The Tribunal had previously classified these amounts as capital receipts, exempting them from tax. However, upon appeal, the High Court reevaluated the nature of these receipts. The Court concluded that the sums received by the society were not capital in nature but constituted income derived from the exploitation of capital assets. Consequently, these receipts were assessable to tax under the heads of "Income from Business" or "Income from Other Sources." This decision was consistent across all the related references reviewed.
Analysis
Precedents Cited
The judgment extensively referenced several pivotal cases to determine the nature of the receipts in question:
- Durga Das Khanna v. Commissioner of Income Tax (72 ITR 796): The Supreme Court held that a premium paid for creating a lease was a capital receipt, not income, as it bore characteristics of a lump-sum payment unrelated to regular income streams.
- National Cement Mines Industries v. Commissioner of Income Tax (42 ITR 69): Here, the Supreme Court emphasized that the commercial character of a transaction determines whether a receipt is income or capital, focusing on the nature of the agreement and the movement of funds.

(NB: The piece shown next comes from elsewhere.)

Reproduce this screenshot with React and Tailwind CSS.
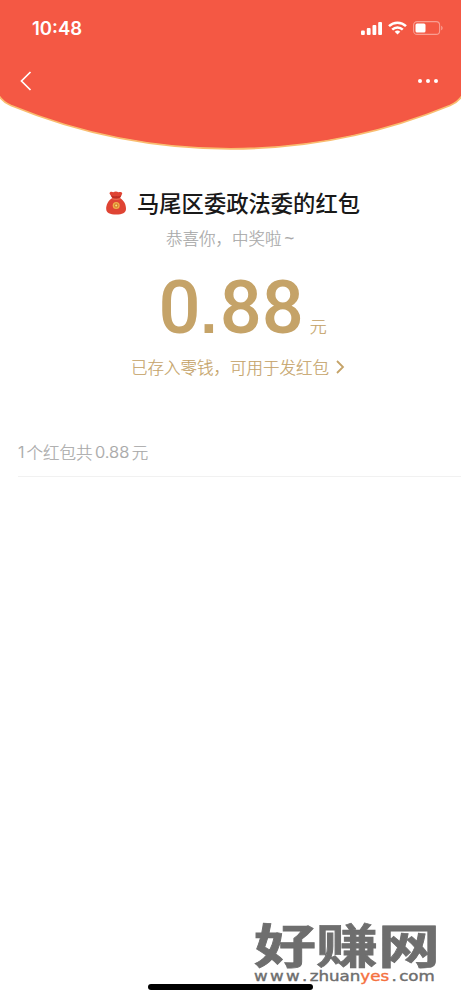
function Signal() {
  return (
    <svg width="21" height="13" viewBox="0 0 21 13" fill="#fff">
      <rect x="0" y="8.500" width="3.800" height="4.500" rx="1" />
      <rect x="5.800" y="6" width="3.800" height="7" rx="1" />
      <rect x="11.500" y="3" width="3.800" height="10" rx="1" />
      <rect x="17.200" y="0" width="3.800" height="13" rx="1" />
    </svg>
  )
}

function Wifi() {
  return (
    <svg width="19" height="14" viewBox="0 0 19 14" fill="none" stroke="#fff" strokeWidth="2.500">
      <path d="M1 5.200a12.200 12.200 0 0 1 17 0" />
      <path d="M4.200 8.600a7.600 7.600 0 0 1 10.600 0" />
      <path d="M9.500 13.600 6.700 10.800a4.100 4.100 0 0 1 5.600 0z" fill="#fff" stroke="none" />
    </svg>
  )
}

function Battery() {
  return (
    <svg width="30" height="14" viewBox="0 0 30 14" fill="none">
      <rect x="0.600" y="0.600" width="26" height="12.800" rx="3.500" stroke="#fff" strokeOpacity="0.420" strokeWidth="1.100" />
      <rect x="2.500" y="2.500" width="10" height="9" rx="1.500" fill="#fff" />
      <path d="M28.300 4.700v4.600c1.600-.6 1.600-4 0-4.600z" fill="#fff" fillOpacity="0.500" />
    </svg>
  )
}

function MoneyBag() {
  return (
    <svg width="22" height="24" viewBox="0 0 22 24">
      <path d="M4.500 2.500C4.500.5 7 .4 8.200 1.300c1.800-1.200 3.900-.9 5.300 0 1.500-.8 4-.5 3.700 1.500L15 7c4 2.300 6.200 7 6 11-.2 4-3.600 5.500-9.800 5.500S1.300 22 1.200 18C1 14 3.500 9 7.300 7z" fill="#df4434" />
      <path d="M7 6.500c2.600 1.200 5.500 1.200 8.200 0l1.200-2.200c-1.800 1-3.500 1.100-5 .7-1.700.6-3.900.3-5.500-.7z" fill="#bd3025" />
      <path d="M7 7.700c2.600.9 5.500.9 8.100 0" stroke="#ec7154" strokeWidth="1" fill="none" />
      <circle cx="11.200" cy="14.500" r="3.500" fill="#efb14a" />
      <circle cx="11.200" cy="14.500" r="2.200" fill="#d9802d" />
      <circle cx="11.200" cy="14.500" r="1" fill="#f8e08a" />
    </svg>
  )
}

function Header() {
  return (
    <header className="relative h-[150px]">
      {/* Curved backdrop with gold rim */}
      <svg className="absolute inset-0" width="461" height="152" viewBox="0 0 461 152">
        <path
          d="M-3 -3H464V92Q461 101 450 106A578 578 0 0 1 11 106Q0 101 -3 92Z"
          fill="#f45844"
          stroke="#f9bd70"
          strokeWidth="1.800"
          transform="translate(0 -0.500)"
        />
      </svg>

      <div className="relative">
        <div className="flex h-14 items-center justify-between pr-[18px] pl-8">
          <span className="pt-0.5 font-['Inter'] text-[18.500px] font-semibold text-white">10:48</span>
          <div className="flex items-center gap-[6px]">
            <Signal />
            <Wifi />
            <Battery />
          </div>
        </div>

        <div className="flex h-[50px] items-center justify-between pr-[23px] pl-5">
          <svg width="12" height="20" viewBox="0 0 12 20" fill="none" stroke="#fff" strokeWidth="1.700">
            <path d="M10.500 1 1.500 10l9 9" />
          </svg>
          <div className="flex gap-1">
            <span className="size-1 rounded-full bg-white" />
            <span className="size-1 rounded-full bg-white" />
            <span className="size-1 rounded-full bg-white" />
          </div>
        </div>
      </div>
    </header>
  )
}

export default function App() {
  return (
    <div className="relative flex h-[1000px] w-[461px] flex-col overflow-hidden bg-white font-['Noto_Sans_CJK_SC',sans-serif]">
      <Header />

      <main className="flex flex-col">
        <div className="mt-[37px] flex h-8 items-center pl-[105px]">
          <MoneyBag />
          <h1 className="-mt-0.5 ml-[10px] text-[22.300px] leading-8 font-medium whitespace-nowrap text-[#191919]">马尾区委政法委的红包</h1>
        </div>
        <p className="mt-[7px] flex pl-[166px] text-[16.500px] leading-6 font-light whitespace-nowrap text-[#a8a8a8] [-webkit-text-stroke:0.200px]">
          恭喜你，中奖啦<span className="ml-[3px] font-['Liberation_Sans']">~</span>
        </p>

        <div className="mt-[18px] flex h-20 items-baseline pl-[158.500px] text-[#c5a368]">
          <span className="font-['Roboto'] text-[74px] leading-[80px] font-medium">
            0<span className="mr-[2.500px] font-['Liberation_Sans'] text-[60px] font-bold">.</span>88
          </span>
          <span className="ml-[6px] text-[17px] leading-6 font-light [-webkit-text-stroke:0.200px]">元</span>
        </div>

        <div className="mt-[7px] flex h-6 items-center pl-[131px] text-[#c5a368]">
          <span className="text-[16.500px] leading-6 font-light whitespace-nowrap [-webkit-text-stroke:0.200px]">已存入零钱，可用于发红包</span>
          <svg className="ml-[7px]" width="9" height="14" viewBox="0 0 9 14" fill="none" stroke="currentColor" strokeWidth="1.800">
            <path d="m1 1 6 6-6 6" />
          </svg>
        </div>

        <div className="mt-[61px] ml-[18px] h-[37px] border-b border-[#f1f1f1] text-[#a8a8a8]">
          <p className="flex text-[16.500px] leading-6 font-light whitespace-nowrap [-webkit-text-stroke:0.200px]">
            <span className="mr-[2px] font-['Inter']">1</span>
            <span>个红包共</span>
            <span className="mx-[2.500px] font-['Inter']">0.88</span>
            <span>元</span>
          </p>
        </div>
      </main>

      {/* Site watermark */}
      <div className="absolute top-[919px] left-[254px] w-[190px] text-[#6e6e6e]">
        <div className="h-[49px] origin-top scale-y-[0.750] text-[62px] leading-[62px] font-bold whitespace-nowrap [-webkit-text-stroke:1px_#6e6e6e]">
          好赚网
        </div>
        <div className="flex origin-left scale-x-[1.190] font-['DejaVu_Sans'] text-[14px] leading-4 whitespace-nowrap [-webkit-text-stroke:0.400px]">
          <span className="tracking-[2px]">www</span>
          <span className="mr-[2px]">.</span>
          <span>zhuan</span>
          <span className="text-[#f5713f]">yes</span>
          <span className="mx-[2px]">.</span>
          <span>com</span>
        </div>
      </div>

      {/* Home indicator */}
      <div className="absolute top-[984px] left-[148px] h-[6px] w-[165px] rounded-full bg-black" />
    </div>
  )
}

- Shree Nirmal Commercial Ltd. v. Commissioner Of Income Tax (193 ITR 694): This case illustrated that non-refundable deposits for occupancy rights were trading receipts, not capital, due to their association with business operations and regular income generation.
- Commissioner Of Wealth-Tax v. P.N Sikand (107 ITR 922): While not directly applicable, the Supreme Court's analysis on lease clauses affecting property valuation provided insights into the financial obligations embedded within contractual agreements.
These precedents collectively underscored the necessity of evaluating the commercial essence of transactions over their legal form to ascertain their tax implications.
Legal Reasoning
The High Court's legal reasoning was anchored on distinguishing between capital and income receipts based on their inherent nature and purpose. The key points in the Court's reasoning include:
- Nature of the Payment: The Court observed that the society's receipt was not for parting with capital assets or creating new rights but rather for the ongoing exploitation of its capital through repeated transactions.
- Commercial Character: Emphasizing the commercial undertones, the Court posited that the society was engaging in a business-like operation by deriving income from the transfer of leases, akin to regular income-generating activities.
- Contractual Terms: The imposed clause in the lease deeds mandated the society to receive a portion of the premiums from lease transfers, inherently integrating this as a source of income within the society's operational framework.
- Distinction from Capital Receipts: Drawing from precedents, the Court clarified that even if the member perceives the receipt as a capital gain, the society's receipt does not maintain the same characterization since it arises from the contract's stipulations.
The Court further rebutted the assessee's arguments that the receipts were akin to windfalls or non-regular income, asserting that their contractual entitlement, irrespective of periodicity, firmly established them as income.
Impact
This judgment has significant implications for cooperative housing societies and similar entities. By classifying premium receipts as income, the Court mandated such societies to include these amounts in their taxable income, thereby affecting their financial and tax planning strategies. The decision underscores the broader legal principle that the commercial essence of transactions prevails over their nominal characterization.
Moreover, the ruling influences how societies structure their lease agreements, potentially leading to revisions that mitigate tax liabilities while maintaining operational viability. It also sets a judicial precedent that guides future tax disputes involving the classification of receipts, emphasizing the importance of contractual terms and the commercial nature of income generation.
Complex Concepts Simplified
Several legal terminologies and concepts in the judgment warrant clarification for enhanced comprehension:
- Capital Receipt: A one-time influx of funds or assets that does not recur regularly, typically not subject to income tax. Examples include proceeds from the sale of fixed assets or capital investments.
- Income: Regular earnings received by an entity through its business operations or other sources, subject to taxation. This includes profits, rents, premiums, and service fees.
- Premium or Salami: Lump-sum payments made in exchange for granting a lease, distinct from periodic rent, often treated as capital in certain contexts.
- Turnover of Capital: The process of using capital assets in transactions to generate income, such as leasing property and receiving recurring premiums.
- Assessable to Tax: Income or receipts that fall within the taxable categories as defined by tax laws and are subject to taxation.
- By-laws: Internal rules governing the operations and objectives of an organization, such as a cooperative society, outlining permissible activities and management protocols.
Understanding these concepts is crucial for entities engaged in property leasing and cooperative management to navigate tax obligations effectively.
Conclusion
The Bombay High Court's decision in Commissioner of Income Tax v. Presidency Co-Operative Housing Society Ltd. serves as a definitive interpretation of how premium receipts in cooperative housing societies are treated under income tax laws. By categorizing these receipts as income rather than capital, the Court underscored the importance of the commercial context and contractual stipulations in determining tax liabilities.
This judgment not only clarifies the tax treatment of similar transactions but also reinforces the principle that the substance of financial transactions prevails over their form. Cooperative societies and analogous entities must thus carefully structure their contractual agreements and financial operations to align with tax regulations and minimize fiscal encumbrances.
In the broader legal landscape, the ruling contributes to the jurisprudence surrounding income classification, offering a nuanced approach that balances statutory definitions with practical commercial realities. It underscores the judiciary's role in interpreting tax laws in a manner that reflects economic substance, thereby ensuring equitable taxation aligned with genuine income streams.